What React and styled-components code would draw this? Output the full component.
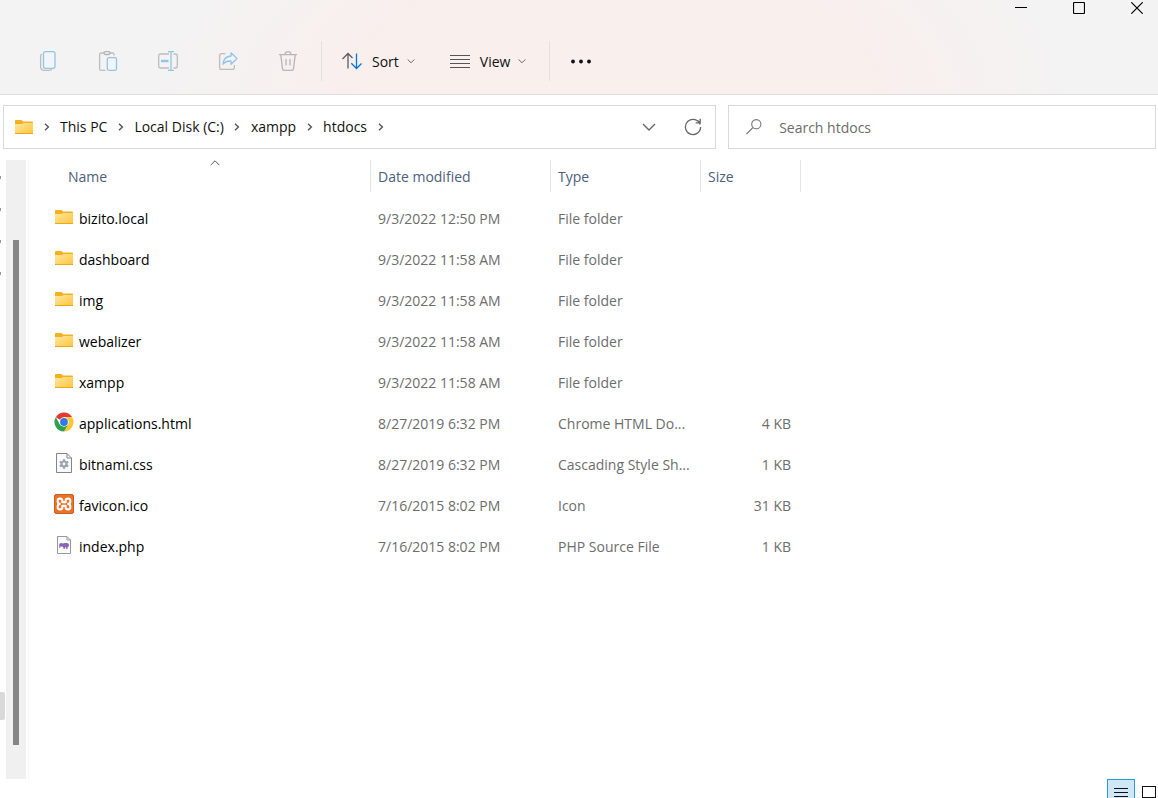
import React from "react";
import styled, { createGlobalStyle } from "styled-components";

const crumbs = ["This PC", "Local Disk (C:)", "xampp", "htdocs"];

const files = [
  { name: "bizito.local", date: "9/3/2022 12:50 PM", type: "File folder", icon: FolderIcon },
  { name: "dashboard", date: "9/3/2022 11:58 AM", type: "File folder", icon: FolderIcon },
  { name: "img", date: "9/3/2022 11:58 AM", type: "File folder", icon: FolderIcon },
  { name: "webalizer", date: "9/3/2022 11:58 AM", type: "File folder", icon: FolderIcon },
  { name: "xampp", date: "9/3/2022 11:58 AM", type: "File folder", icon: FolderIcon },
  { name: "applications.html", date: "8/27/2019 6:32 PM", type: "Chrome HTML Do...", size: "4 KB", icon: ChromeIcon },
  { name: "bitnami.css", date: "8/27/2019 6:32 PM", type: "Cascading Style Sh...", size: "1 KB", icon: CssIcon },
  { name: "favicon.ico", date: "7/16/2015 8:02 PM", type: "Icon", size: "31 KB", icon: XamppIcon },
  { name: "index.php", date: "7/16/2015 8:02 PM", type: "PHP Source File", size: "1 KB", icon: PhpIcon },
];

export default function App() {
  return (
    <Shell>
      <GlobalStyle />
      <Header>
        <TitleBar>
          <WindowButton aria-label="Minimize">
            <MinimizeIcon />
          </WindowButton>
          <WindowButton aria-label="Maximize">
            <MaximizeIcon />
          </WindowButton>
          <WindowButton aria-label="Close">
            <CloseIcon />
          </WindowButton>
        </TitleBar>
        <Toolbar>
          <ToolButton aria-label="Copy" disabled>
            <CopyIcon />
          </ToolButton>
          <ToolButton aria-label="Paste" disabled>
            <PasteIcon />
          </ToolButton>
          <ToolButton aria-label="Rename" disabled>
            <RenameIcon />
          </ToolButton>
          <ToolButton aria-label="Share" disabled>
            <ShareIcon />
          </ToolButton>
          <ToolButton aria-label="Delete" disabled>
            <TrashIcon />
          </ToolButton>
          <Divider />
          <MenuGroup>
            <MenuButton>
              <SortIcon />
              <MenuLabel>Sort</MenuLabel>
              <SmallChevron />
            </MenuButton>
            <MenuButton>
              <LinesIcon />
              <MenuLabel>View</MenuLabel>
              <SmallChevron />
            </MenuButton>
          </MenuGroup>
          <Divider />
          <ToolButton aria-label="See more">
            <DotsIcon />
          </ToolButton>
        </Toolbar>
      </Header>

      <AddressRow>
        <AddressBar aria-label="Address">
          <FolderIcon />
          {crumbs.map((crumb) => (
            <React.Fragment key={crumb}>
              <CrumbArrow />
              <Crumb href="#">{crumb}</Crumb>
            </React.Fragment>
          ))}
          <CrumbArrow />
          <AddressActions>
            <IconButton aria-label="Previous locations">
              <DownIcon />
            </IconButton>
            <IconButton aria-label="Refresh">
              <RefreshIcon />
            </IconButton>
          </AddressActions>
        </AddressBar>
        <SearchBox>
          <SearchIcon />
          <SearchInput aria-label="Search htdocs" placeholder="Search htdocs" />
        </SearchBox>
      </AddressRow>

      <Body>
        <NavPane>
          <PinList>
            <Pin />
            <Pin />
            <Pin />
            <Pin />
          </PinList>
          <NavSelection />
        </NavPane>
        <ScrollTrack>
          <ScrollThumb />
        </ScrollTrack>
        <Content>
          <FileTable>
            <colgroup>
              <Col $width={341} />
              <Col $width={180} />
              <Col $width={150} />
              <Col $width={101} />
            </colgroup>
            <thead>
              <tr>
                <HeadCell>
                  <HeadButton $first>
                    <SortMark>
                      <UpIcon />
                    </SortMark>
                    Name
                  </HeadButton>
                </HeadCell>
                <HeadCell>
                  <HeadButton>Date modified</HeadButton>
                </HeadCell>
                <HeadCell>
                  <HeadButton>Type</HeadButton>
                </HeadCell>
                <HeadCell>
                  <HeadButton $last>Size</HeadButton>
                </HeadCell>
              </tr>
            </thead>
            <tbody>
              {files.map((file) => (
                <tr key={file.name}>
                  <Cell>
                    <FileName>
                      <IconSlot>
                        <file.icon />
                      </IconSlot>
                      {file.name}
                    </FileName>
                  </Cell>
                  <Cell>{file.date}</Cell>
                  <Cell>{file.type}</Cell>
                  <Cell $right>{file.size}</Cell>
                </tr>
              ))}
            </tbody>
          </FileTable>
        </Content>
      </Body>

      <StatusBar>
        <ViewButton aria-label="Details view" $active>
          <DetailsIcon />
        </ViewButton>
        <ViewButton aria-label="Large icons view">
          <ThumbIcon />
        </ViewButton>
      </StatusBar>
    </Shell>
  );
}

function MinimizeIcon() {
  return (
    <svg width="12" height="12" viewBox="0 0 12 12">
      <path d="M0 5.5h12" stroke="#000" />
    </svg>
  );
}

function MaximizeIcon() {
  return (
    <svg width="12" height="12" viewBox="0 0 12 12" fill="none">
      <rect x=".5" y=".5" width="11" height="11" rx="1" stroke="#000" strokeWidth="1.2" />
    </svg>
  );
}

function CloseIcon() {
  return (
    <svg width="12" height="12" viewBox="0 0 12 12">
      <path d="M.3.3l11.4 11.4M11.7.3L.3 11.7" stroke="#000" strokeWidth="1.2" />
    </svg>
  );
}

function CopyIcon() {
  return (
    <svg width="20" height="20" viewBox="0 0 20 20" fill="none" strokeWidth="1.3">
      <path d="M4 3.2c-1 .3-1.4 1-1.4 2v10.3c0 2.3 1.3 3.8 3.6 3.8h5.2c1.2 0 2-.4 2.3-1.3" stroke="#bdbdbd" />
      <rect x="5.5" y=".7" width="11.5" height="16.6" rx="2" fill="#eff5f9" stroke="#93c3e8" />
    </svg>
  );
}

function PasteIcon() {
  return (
    <svg width="20" height="20" viewBox="0 0 20 20" fill="none" strokeWidth="1.3">
      <path d="M7.5 19.3H3.2c-1 0-1.6-.6-1.6-1.6V3.6c0-1 .6-1.6 1.6-1.6H6M12 2h2.4c1 0 1.6.6 1.6 1.6v1" stroke="#bdbdbd" />
      <rect x="6" y=".7" width="6" height="2.8" rx="1.4" stroke="#b3b3b3" />
      <rect x="9.3" y="6.7" width="9.2" height="12.6" rx="1.5" fill="#eff5f9" stroke="#93c3e8" />
    </svg>
  );
}

function RenameIcon() {
  return (
    <svg width="20" height="20" viewBox="0 0 20 20" fill="none" strokeWidth="1.3">
      <path d="M11 3H2.5C1.3 3 .7 3.8.7 4.8v10.4c0 1 .6 1.8 1.8 1.8H11M15.5 3h1.7c1.3 0 2.1.8 2.1 2v10c0 1.2-.8 2-2.1 2h-1.7" stroke="#bdbdbd" />
      <path d="M10 .7h6M10 19.3h6M13 .7v18.6" stroke="#93c3e8" />
      <path d="M3 10h7.5" stroke="#93c3e8" strokeWidth="2.4" />
    </svg>
  );
}

function ShareIcon() {
  return (
    <svg width="20" height="20" viewBox="0 0 20 20" fill="none" strokeWidth="1.3" strokeLinejoin="round">
      <path d="M7.5 2.6H3.8c-1.4 0-2.2.8-2.2 2.2v11.4c0 1.4.8 2.2 2.2 2.2h10.4c1.4 0 2.2-.8 2.2-2.2V14" stroke="#bdbdbd" />
      <path d="M13 1.8l6 5.7-6 5.7V10c-3.5-.2-6 .8-8 3.2.3-4.8 3-7.8 8-8.2z" fill="#eff5f9" stroke="#93c3e8" />
    </svg>
  );
}

function TrashIcon() {
  return (
    <svg width="20" height="20" viewBox="0 0 20 20" fill="none" stroke="#b9b6b5" strokeWidth="1.3">
      <path d="M1 3.6h18M7 3.4C7.2 1.6 8.4.7 10 .7s2.8.9 3 2.7M2.8 3.8L4.5 17.6c.1 1 .8 1.7 1.8 1.7h7.4c1 0 1.7-.7 1.8-1.7L17.2 3.8M8 8v6.5M12 8v6.5" />
    </svg>
  );
}

function SortIcon() {
  return (
    <svg width="20" height="20" viewBox="0 0 20 20" fill="none" strokeWidth="1.3">
      <path d="M6 17.5V2.7M.5 8L6 2.5 10.5 7" stroke="#5c5c5c" />
      <path d="M14.5 2.5v14.8M9.3 12.3l5.2 5.2 5-5" stroke="#0078d4" />
    </svg>
  );
}

function LinesIcon() {
  return (
    <svg width="20" height="20" viewBox="0 0 20 20" stroke="#555" strokeWidth="1.2">
      <path d="M0 4.5h20M0 8.500h20M0 12.500h20M0 16.500h20" />
    </svg>
  );
}

function SmallChevron() {
  return (
    <svg width="8" height="8" viewBox="0 0 8 8" fill="none">
      <path d="M.7 2.5L4 5.8 7.3 2.5" stroke="#666" />
    </svg>
  );
}

function DotsIcon() {
  return (
    <svg width="20" height="20" viewBox="0 0 20 20" fill="#111">
      <circle cx="2" cy="10.5" r="1.9" />
      <circle cx="10" cy="10.5" r="1.9" />
      <circle cx="18" cy="10.5" r="1.9" />
    </svg>
  );
}

function CrumbArrow() {
  return (
    <ArrowSlot>
      <svg width="6" height="8" viewBox="0 0 6 8" fill="none">
        <path d="M1 .8L4.4 4 1 7.2" stroke="#555" strokeWidth="1.4" />
      </svg>
    </ArrowSlot>
  );
}

function DownIcon() {
  return (
    <svg width="14" height="8" viewBox="0 0 14 8" fill="none">
      <path d="M1 1l6 6 6-6" stroke="#666" strokeWidth="1.4" />
    </svg>
  );
}

function UpIcon() {
  return (
    <svg width="10" height="6" viewBox="0 0 10 6" fill="none">
      <path d="M.6 5.2L5 .8l4.4 4.4" stroke="#555" />
    </svg>
  );
}

function RefreshIcon() {
  return (
    <svg width="18" height="18" viewBox="0 0 18 18" fill="none" stroke="#666" strokeWidth="1.3">
      <path d="M16.2 6.5A7.6 7.6 0 1 0 16.6 9M16.2.8V4.8H11.8M16 4.6L14 2.8" />
    </svg>
  );
}

function SearchIcon() {
  return (
    <svg width="16" height="16" viewBox="0 0 16 16" fill="none" stroke="#777" strokeWidth="1.1">
      <circle cx="10.3" cy="5.2" r="4.6" />
      <path d="M7 8.5L.5 15" />
    </svg>
  );
}

function FolderIcon() {
  return (
    <svg width="18" height="14" viewBox="0 0 18 14">
      <defs>
        <linearGradient id="folder" x1="0" y1="0" x2="1" y2="1">
          <stop offset="0" stopColor="#ffe7a2" />
          <stop offset="1" stopColor="#fdc53a" />
        </linearGradient>
      </defs>
      <path d="M0 1q0-1 1-1h5.5L8 1.500h9q1 0 1 1V5H0z" fill="#f6b01e" />
      <path d="M0 4h7l1.5-1H18v11H0z" fill="url(#folder)" />
      <path d="M0 13.5h18" stroke="#eba81f" />
    </svg>
  );
}

function ChromeIcon() {
  return (
    <svg width="20" height="20" viewBox="0 0 20 20">
      <path d="M10 10L1.77 5.25A9.5 9.5 0 0 1 18.23 5.25H10z" fill="#e33b2e" />
      <path d="M10 5.25h8.23A9.5 9.5 0 0 1 10 19.5l4.11-7.12z" fill="#fcc934" />
      <path d="M1.77 5.25A9.5 9.5 0 0 0 10 19.5l4.11-7.12L5.89 12.38z" fill="#2da14c" />
      <circle cx="10" cy="10" r="4.75" fill="#fff" />
      <circle cx="10" cy="10" r="3.9" fill="#3577e5" />
    </svg>
  );
}

function CssIcon() {
  return (
    <svg width="16" height="20" viewBox="0 0 16 20" fill="none">
      <path d="M.5.5H11L15.5 5v14.5H.5z" fill="#fafafa" stroke="#858585" />
      <path d="M11 .5V5h4.5" stroke="#858585" />
      <circle cx="8" cy="11" r="2.5" stroke="#9aa5af" strokeWidth="2.2" />
      <path d="M8 6.2v2M8 13.8v2M3.8 8.6l1.8 1M10.4 12.4l1.8 1M3.8 13.4l1.8-1M10.4 9.6l1.8-1" stroke="#9aa5af" strokeWidth="2.2" />
    </svg>
  );
}

function XamppIcon() {
  return (
    <svg width="20" height="20" viewBox="0 0 20 20" fill="none">
      <rect x=".5" y=".5" width="19" height="19" rx="1.5" fill="#ec7027" stroke="#c9601f" />
      <path
        d="M8.3 8.2V6.3C8.3 5.1 7.5 4.6 6.4 4.6H5.6C4.4 4.6 3.7 5.4 3.7 6.6V7.4C3.7 8.8 4.4 9.6 5.8 9.9 4.4 10.2 3.7 11 3.7 12.4V13.4C3.7 14.6 4.4 15.4 5.6 15.4H6.4C7.5 15.4 8.3 14.9 8.3 13.7V11.8H11.7V13.7C11.7 14.9 12.5 15.4 13.6 15.4H14.4C15.6 15.4 16.3 14.6 16.3 13.4V12.4C16.3 11 15.6 10.2 14.2 9.9 15.6 9.6 16.3 8.8 16.3 7.4V6.6C16.3 5.4 15.6 4.6 14.4 4.6H13.6C12.5 4.6 11.7 5.1 11.7 6.3V8.2Z"
        stroke="#fff"
        strokeWidth="2.1"
        strokeLinejoin="round"
      />
    </svg>
  );
}

function PhpIcon() {
  return (
    <svg width="14" height="18" viewBox="0 0 14 18" fill="none">
      <path d="M.5.5H10L13.5 4v13.5H.5z" fill="#fafafa" stroke="#999" />
      <path d="M10 .5V4h3.5" stroke="#999" />
      <path d="M2.2 11.8V9C2.2 7.6 3 6.9 4.3 6.9c.8 0 1.3.2 1.7.5.5-.3 1.2-.5 2-.5h1.7c1.5 0 2.3.8 2.3 2.3l-.5 1.5-.8.1V12.8H9v-1.5H8V12.8H6.3V11L4.5 10.4H3.3v1.4z" fill="#8a63b5" />
    </svg>
  );
}

function DetailsIcon() {
  return (
    <svg width="14" height="10" viewBox="0 0 14 10">
      <path d="M0 1.5h14M0 5.5h14M0 9.5h14" stroke="#111" />
    </svg>
  );
}

function ThumbIcon() {
  return (
    <svg width="14" height="12" viewBox="0 0 14 12">
      <rect x=".5" y=".5" width="13" height="11" fill="#fff" stroke="#111" />
    </svg>
  );
}

const GlobalStyle = createGlobalStyle`
  * {
    box-sizing: border-box;
  }
  body {
    margin: 0;
    background: #fff;
    font-family: "Open Sans", "Noto Sans", sans-serif;
    font-size: 14px;
    line-height: 20px;
    color: #111;
  }
  button,
  input {
    font: inherit;
    color: inherit;
    border: 0;
    padding: 0;
    background: none;
  }
  svg {
    display: block;
    flex-shrink: 0;
  }
`;

const Shell = styled.div`
  display: flex;
  flex-direction: column;
  height: 100vh;
  overflow: hidden;
`;

const Header = styled.header`
  flex-shrink: 0;
  border-bottom: 1px solid #e0dcdb;
  background: radial-gradient(ellipse 40% 250% at 53% 100%, #f9efed 54%, #f3f3f3 100%);
`;

const TitleBar = styled.div`
  display: flex;
  justify-content: flex-end;
  height: 28px;
  margin-right: -8px;
`;

const WindowButton = styled.button`
  display: flex;
  justify-content: center;
  width: 58px;
  padding-top: 2px;
`;

const Toolbar = styled.div`
  display: flex;
  align-items: center;
  height: 66px;
  padding-left: 18px;
`;

const ToolButton = styled.button`
  display: flex;
  align-items: center;
  justify-content: center;
  width: 60px;
  height: 40px;
`;

const Divider = styled.div`
  width: 1px;
  height: 40px;
  margin-left: 3px;
  background: #e6dfde;

  & + button {
    margin-left: 1px;
  }
`;

const MenuGroup = styled.div`
  display: flex;
  gap: 35px;
  padding: 0 20px;
`;

const MenuButton = styled.button`
  display: flex;
  align-items: center;
  gap: 8px;
  height: 40px;
`;

const MenuLabel = styled.span`
  padding: 2px 0 0 2px;
`;

const AddressRow = styled.div`
  display: grid;
  grid-template-columns: 5fr 3fr;
  flex-shrink: 0;
  gap: 12px;
  padding: 10px 2px 11px 3px;
`;

const AddressBar = styled.nav`
  display: flex;
  align-items: center;
  height: 44px;
  padding: 0 12px 0 11px;
  border: 1px solid #d9d9d9;
`;

const ArrowSlot = styled.span`
  display: flex;
  justify-content: center;
  width: 27px;
`;

const Crumb = styled.a`
  color: #111;
  text-decoration: none;
  white-space: nowrap;
`;

const AddressActions = styled.div`
  display: flex;
  gap: 24px;
  margin-left: auto;
`;

const IconButton = styled.button`
  display: flex;
  align-items: center;
  justify-content: center;
  width: 20px;
  height: 20px;
`;

const SearchBox = styled.label`
  display: flex;
  align-items: center;
  gap: 17px;
  height: 44px;
  padding: 0 17px;
  border: 1px solid #d9d9d9;
`;

const SearchInput = styled.input`
  flex: 1;
  min-width: 0;
  padding-top: 2px;
  outline: 0;

  &::placeholder {
    color: #6b6b6b;
    opacity: 1;
  }
`;

const Body = styled.main`
  display: flex;
  flex: 1;
  min-height: 0;
`;

const NavPane = styled.aside`
  display: flex;
  flex-direction: column;
  justify-content: space-between;
  width: 6px;
  padding: 16px 0 59px;
`;

const PinList = styled.div`
  display: flex;
  flex-direction: column;
  gap: 29px;
`;

const Pin = styled.div`
  width: 1px;
  height: 3px;
  background: #999;
`;

const NavSelection = styled.div`
  width: 5px;
  height: 28px;
  border-radius: 0 2px 2px 0;
  background: #d9d9d9;
`;

const ScrollTrack = styled.div`
  display: flex;
  width: 20px;
  padding: 80px 7px 34px;
  background: #f0f0f0;
`;

const ScrollThumb = styled.div`
  flex: 1;
  background: #858585;
`;

const Content = styled.section`
  flex: 1;
  margin-left: 2px;
  border-left: 1px solid #f5f5f5;
`;

const FileTable = styled.table`
  width: 772px;
  table-layout: fixed;
  border-collapse: collapse;
`;

const Col = styled.col`
  width: ${({ $width }) => $width}px;
`;

const HeadCell = styled.th`
  padding: 0 0 6px;
  font-weight: normal;
`;

const HeadButton = styled.button`
  position: relative;
  display: flex;
  align-items: center;
  width: ${({ $first }) => ($first ? "310px" : "100%")};
  height: 32px;
  margin-left: ${({ $first }) => ($first ? "31px" : "0")};
  padding-top: 2px;
  padding-left: ${({ $first }) => ($first ? "8px" : "7px")};
  border-left: ${({ $first }) => ($first ? "0" : "1px solid #e5e5e5")};
  border-right: ${({ $last }) => ($last ? "1px solid #e5e5e5" : "0")};
  color: #4c607a;
`;

const SortMark = styled.span`
  position: absolute;
  top: 0;
  left: 50%;
  transform: translateX(-50%);
`;

const Cell = styled.td`
  height: 41px;
  padding: 0 10px 0 8px;
  overflow: hidden;
  color: #6d6d6d;
  text-align: ${({ $right }) => ($right ? "right" : "left")};
  white-space: nowrap;

  &:first-child {
    padding-left: 25px;
  }
  &:nth-child(3) {
    padding-right: 0;
  }
`;

const FileName = styled.div`
  display: flex;
  align-items: center;
  gap: 5px;
  color: #000;
`;

const IconSlot = styled.span`
  display: flex;
  justify-content: center;
  width: 20px;
  padding-bottom: 3px;
`;

const StatusBar = styled.footer`
  display: flex;
  flex-shrink: 0;
  justify-content: flex-end;
  height: 19px;
  margin-right: -5px;
`;

const ViewButton = styled.button`
  display: flex;
  justify-content: center;
  width: 28px;
  height: 28px;
  padding-top: 7px;
  border: ${({ $active }) => ($active ? "1px solid #2a9bd6" : "0")};
  background: ${({ $active }) => ($active ? "#cfe8f7" : "none")};
`;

◆ WHAT YOU SHOULD DO
Pick out every line of the listing containing the word "React", and show those lines.

◆ SOLUTION FOR THIS EXERCISE
What React and styled-components code would draw this? Output the full component.
import React from "react";
            <React.Fragment key={crumb}>
            </React.Fragment>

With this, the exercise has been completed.